The court answered these inquiries by adding that all the government, i.e. DCFS, was required to do was inform Grimm and others similarly situated that the mailing date was the start of the 35 day period. The mailing date could easily be stated in the transmittal letter or a certificate of mailing attached to the opinion.
Justice Thomas, joined by Chief Justice Karmeier, mounted a vigorous and compelling dissent. An overriding aspect of the dissent is a concern for precedent and the future ramifications of the majority opinion. Justice Thomas emphasized that judicial review of administrative decisions is not required by the due process clause and it “necessarily follows that an administrative agency is not required to notify a party of the statutory right to judicial review.” Grimm at ¶38. Continuing, the dissent states that due process does not require the agency how to count the 35 days or to identify the exact day the complaint for administrative review is due. Calculating a due date is not an easy task. Grimm’s attorney was also served with a copy of the opinion by certified mail dated July 30, 2013.
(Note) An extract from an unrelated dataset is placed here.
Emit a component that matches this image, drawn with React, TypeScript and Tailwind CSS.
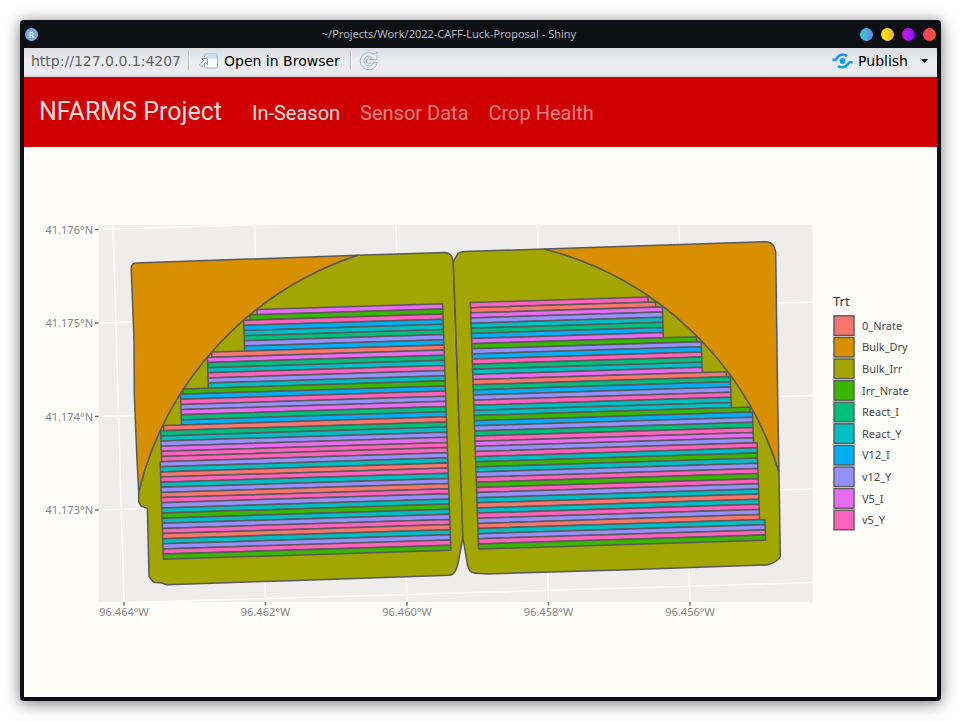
import React from "react";

type Treatment = { name: string; color: string };

const TREATMENTS: Treatment[] = [
  { name: "0_Nrate", color: "#f8766d" },
  { name: "Bulk_Dry", color: "#d89000" },
  { name: "Bulk_Irr", color: "#a3a500" },
  { name: "Irr_Nrate", color: "#39b600" },
  { name: "React_I", color: "#00bf7d" },
  { name: "React_Y", color: "#00bfc4" },
  { name: "V12_I", color: "#00b0f6" },
  { name: "v12_Y", color: "#9590ff" },
  { name: "V5_I", color: "#e76bf3" },
  { name: "v5_Y", color: "#ff62bc" },
];

// One letter per strip, north to south.
const CODES: Record<string, string> = {
  n: "#f8766d",
  g: "#39b600",
  i: "#00bf7d",
  y: "#00bfc4",
  b: "#00b0f6",
  v: "#9590ff",
  m: "#e76bf3",
  p: "#ff62bc",
};

const WEST = "mgpbyivbnmiypvygbpvmibniyvmppvynpyvnpvygyvpnyvpg";
const EAST = "pnmvyibmgvbpiymnibvpyygbvipmvpygyvpgpvynypvnyvpg";

const PITCH = 5.14;
const SLOPE = -0.0312;
const OUTLINE = "#595959";

function westStart(k: number): number {
  if (k === 0) return 257;
  if (k === 1) return 250;
  if (k < 8) return 243.7 + (k - 2) * 0.15;
  if (k === 8) return 211.7;
  if (k < 15) return 207.4 + (k - 9) * 0.15;
  if (k === 15) return 183;
  if (k < 22) return 180.5 + (k - 16) * 0.17;
  if (k === 22) return 163.6;
  if (k < 29) return 160.7 + (k - 23) * 0.17;
  return 160.2 + (k - 29) * 0.17;
}

function eastEnd(k: number): number {
  if (k === 0) return 648;
  if (k === 1) return 655.6;
  if (k < 8) return 662.4 + (k - 2) * 0.15;
  if (k === 8) return 696.5;
  if (k < 15) return 701.3 + (k - 9) * 0.15;
  if (k === 15) return 726.3;
  if (k < 22) return 730.3 + (k - 16) * 0.17;
  if (k === 22) return 750;
  if (k < 29) return 752.4 + (k - 23) * 0.17;
  if (k < 44) return 757 + (k - 29) * 0.17;
  return 764.9 + (k - 44) * 0.17;
}

function strip(x0: number, x1: number, anchorX: number, top: number): string {
  const y = (x: number) => top + (x - anchorX) * SLOPE;
  return `${x0},${y(x0)} ${x1},${y(x1)} ${x1 + 0.17},${y(x1) + PITCH} ${x0 + 0.17},${y(x0) + PITCH}`;
}

const LONGITUDES = [
  { x: 124, label: "96.464°W" },
  { x: 265.5, label: "96.462°W" },
  { x: 407, label: "96.460°W" },
  { x: 548.5, label: "96.458°W" },
  { x: 690, label: "96.456°W" },
];

const LATITUDES = [
  { y: 229.5, label: "41.176°N" },
  { y: 323, label: "41.175°N" },
  { y: 416.5, label: "41.174°N" },
  { y: 510, label: "41.173°N" },
];

function FieldMap() {
  return (
    <svg
      viewBox="24 147 913 550"
      className="block w-full font-['Noto_Sans','Open_Sans',sans-serif]"
      role="img"
      aria-label="Field treatment map"
    >
      <defs>
        <clipPath id="panel">
          <rect x="98.5" y="225" width="714" height="377" />
        </clipPath>
      </defs>
      <rect x="98.5" y="225" width="714" height="377" fill="#eeedec" />
      <g clipPath="url(#panel)" stroke="#fffefb" strokeWidth="1.5">
        {LONGITUDES.map((t) => (
          <line key={t.label} x1={t.x - 11} y1="225" x2={t.x} y2="602" />
        ))}
        {[...LATITUDES.map((t) => t.y), 603.5].map((y) => (
          <line key={y} x1="98.5" y1={y} x2="812.5" y2={y - 21} />
        ))}
      </g>

      <g stroke={OUTLINE} strokeWidth="1.5" strokeLinejoin="round">
        <path
          fill="#a3a500"
          d="M357.500 255.300L445 252.400Q449.500 252.600 451.700 256.500L453.200 261.500L458.300 400L463 535L462 542L458.300 562Q456 574.500 450 575.200L290 580.700L167 584.700L161.500 583L153.500 582.300L149 576.500L147.400 508.400L141 506L138.700 501.700V491.700A333.500 333.500 0 0 1 357.500 255.300Z"
        />
        <path
          fill="#d89000"
          d="M131.200 268Q131.300 263.400 136 263L357.500 255.300A333.500 333.500 0 0 0 138.700 491.700L137 460L134.300 395L134 340Z"
        />
        <path
          fill="#a3a500"
          d="M453.300 261.500L457.500 254Q458.300 252.500 465 251.500L544.500 249A332.500 332.500 0 0 1 779 471.700L780.300 556.500Q778 562 767 565L620 570L487 574L474 572.900Q469 572.500 467.300 564L462.800 537L458.300 400Z"
        />
        <path
          fill="#d89000"
          d="M544.500 249L620 246.400L767 241.700Q774.500 242.500 775.700 252L777.700 400L779 471.700A332.500 332.500 0 0 0 544.500 249Z"
        />
        {[...WEST].map((c, k) => (
          <polygon
            key={`w${k}`}
            fill={CODES[c]}
            points={strip(westStart(k), 442.6 + k * 0.17, 442.6, 303.8 + k * PITCH)}
          />
        ))}
        {[...EAST].map((c, k) => (
          <polygon
            key={`e${k}`}
            fill={CODES[c]}
            points={strip(470.4 + k * 0.17, eastEnd(k), 470.4, 302.6 + k * PITCH)}
          />
        ))}
      </g>

      <g stroke="#6b6b6b" strokeWidth="1.5">
        {LONGITUDES.map((t) => (
          <line key={t.label} x1={t.x} y1="602" x2={t.x} y2="605.5" />
        ))}
        {LATITUDES.map((t) => (
          <line key={t.label} x1="95" y1={t.y} x2="98.500" y2={t.y} />
        ))}
      </g>
      <g fill="#858585" fontSize="11">
        {LONGITUDES.map((t) => (
          <text key={t.label} x={t.x} y="616" textAnchor="middle">
            {t.label}
          </text>
        ))}
        {LATITUDES.map((t) => (
          <text key={t.label} x="93" y={t.y + 4} textAnchor="end">
            {t.label}
          </text>
        ))}
      </g>

      <text x="833" y="306" fontSize="13" fill="#333333">
        Trt
      </text>
      {TREATMENTS.map((t, k) => (
        <g key={t.name}>
          <rect
            x="834"
            y={315.8 + k * 21.6}
            width="20"
            height="19.6"
            fill={t.color}
            stroke={OUTLINE}
            strokeWidth="1.4"
          />
          <text x="862" y={329.7 + k * 21.6} fontSize="11" fill="#484848">
            {t.name}
          </text>
        </g>
      ))}
    </svg>
  );
}

function TitleBar() {
  return (
    <header className="flex h-7 items-center justify-between px-px">
      <svg viewBox="0 0 13 13" className="size-[13px]" aria-hidden="true">
        <circle cx="6.5" cy="6.5" r="6.500" fill="#75aadb" />
        <text
          x="6.5"
          y="9.500"
          textAnchor="middle"
          fontSize="9"
          fill="#ffffff"
          className="font-['Liberation_Serif',serif]"
        >
          R
        </text>
      </svg>
      <h1 className="flex-1 text-center font-['Noto_Sans','Open_Sans',sans-serif] text-[11px] text-[#b4b8bd]">
        ~/Projects/Work/2022-CAFF-Luck-Proposal - Shiny
      </h1>
      <div className="flex gap-2">
        <button aria-label="Shade" className="size-[13px] rounded-full bg-linear-to-r from-[#36c9d3] to-[#5b87e5]" />
        <button aria-label="Minimize" className="size-[13px] rounded-full bg-linear-to-r from-[#faf000] to-[#ffb128]" />
        <button aria-label="Maximize" className="size-[13px] rounded-full bg-linear-to-r from-[#d400d4] to-[#8000ff]" />
        <button aria-label="Close" className="size-[13px] rounded-full bg-linear-to-r from-[#ff3f60] to-[#ff4d28]" />
      </div>
    </header>
  );
}

function Divider() {
  return <span className="h-5 w-[2px] border-l border-r border-l-[#b9bbbf] border-r-white" />;
}

function Toolbar() {
  return (
    <div className="flex h-[29px] items-center border-b-2 border-[#d6d9de] bg-linear-to-b from-[#dcdde2] to-[#ebecef] to-50% pr-[9px] pb-[2px] pl-[7px] font-['DejaVu_Sans',sans-serif] text-[14px] leading-5">
      <span className="mr-[7px] text-[#606060]">http://127.0.0.1:4207</span>
      <Divider />
      <button className="ml-[9px] flex items-center gap-[6px] text-black">
        <svg viewBox="0 0 19 16" className="h-4 w-[19px]" aria-hidden="true">
          <rect x="5.500" y="1" width="13" height="14" rx="1.500" fill="#f8fafc" stroke="#9fb4c8" />
          <path d="M6 5.500V2.500Q6 1.500 7 1.500H17Q18 1.500 18 2.500V5.500Z" fill="#c9e2f8" />
          <path
            d="M2.500 5.500H8.500V11.500L6.500 9.500L2.500 14L.5 12L4.500 7.500Z"
            fill="#eef2f6"
            stroke="#8b9db0"
          />
        </svg>
        Open in Browser
      </button>
      <span className="w-[10px]" />
      <Divider />
      <button aria-label="Reload" className="ml-[7px]">
        <svg viewBox="0 0 20 20" className="size-5" fill="none" aria-hidden="true">
          <path
            d="M15 3.300A8.600 8.600 0 1 0 18.300 11.500H14.500A4.900 4.900 0 1 1 12.600 6L10.500 8.500H18V1Z"
            fill="#e8f0fa"
            stroke="#a3b5ca"
            strokeLinejoin="round"
          />
          <path d="M9.500 7.500A2.600 2.600 0 1 0 12 11.500" stroke="#a3b5ca" />
        </svg>
      </button>
      <button className="ml-auto flex items-center gap-[5px] text-black">
        <svg viewBox="0 0 21 16" className="h-4 w-[21px]" fill="none" aria-hidden="true">
          <circle cx="10.500" cy="8" r="2.900" fill="#119bea" />
          <path
            d="M.5 6.900H3.300C5 6.900 4.700 1.700 10.700 1.700Q13.500 1.700 15 3.200M20.500 9.300H17.700C16 9.300 16.300 14.300 10.300 14.300Q7.500 14.300 6 12.800"
            stroke="#119bea"
            strokeWidth="2.600"
          />
        </svg>
        Publish
      </button>
      <button aria-label="Publish options" className="ml-[13px] flex h-5 items-center">
        <svg viewBox="0 0 7 4" className="h-1 w-[7px]" aria-hidden="true">
          <path d="M0 0H7L3.500 4Z" fill="#111111" />
        </svg>
      </button>
    </div>
  );
}

export default function App() {
  return (
    <div className="min-h-screen bg-white p-5">
      <main className="rounded-[4px] bg-[#0c0f14] px-1 pb-1 shadow-[0_2px_16px_rgba(0,0,0,0.55)]">
        <TitleBar />
        <Toolbar />
        <nav className="flex h-[70px] items-baseline bg-[#d00000] px-[15px] pt-4 font-['Roboto',sans-serif] text-[20px]">
          <a href="#" className="mr-[30px] text-[25px] text-[#fadddd]">
            NFARMS Project
          </a>
          <div className="flex gap-5">
            <a href="#in-season" className="text-[#fadddd]">In-Season</a>
            <a href="#sensor-data" className="text-[#ea8080]">Sensor Data</a>
            <a href="#crop-health" className="text-[#ea8080]">Crop Health</a>
          </div>
        </nav>
        <section className="bg-[#fffdf9]">
          <FieldMap />
        </section>
      </main>
    </div>
  );
}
It should be added parenthetically that there is a need to address the fact that the complaint cannot be filed on a weekend or court holiday. The dissent would have the majority provide a due date, a list of court holidays, and, with copies of the statutes! The dissent was clearly concerned with the future aspects of the majority views.
The dissent calls the majority opinion a can of worms that should be obvious since it calls for challenging wording as incomplete or misleading when compared with a protected property interest, i.e. reputation, employment, etc. is at stake and thus mounts a due process challenge to the effect of the wording. ¶58.
Grimm is another legal case in which fairness and alleged due process clash with the rule of law. Interestingly, the notice letter challenged by Grimm is the type that has been used for a long time by DCFS (need cite or part of record) and not challenged in a higher court.
The future should be interesting to observe the offspring of the majority’s view that places a heightened burden of agencies to better instruct litigants as to rights after an opinion or ruling has been made.
Similarly, we should wait to observe the ramifications of Grimm in the general litigation area. For example, must final orders specify the right to reconsideration, appeal, and the related time periods, fees and filing requirements? Do forms provided need sample pleadings attached for auto accidents, simple contracts, money owed, and the like?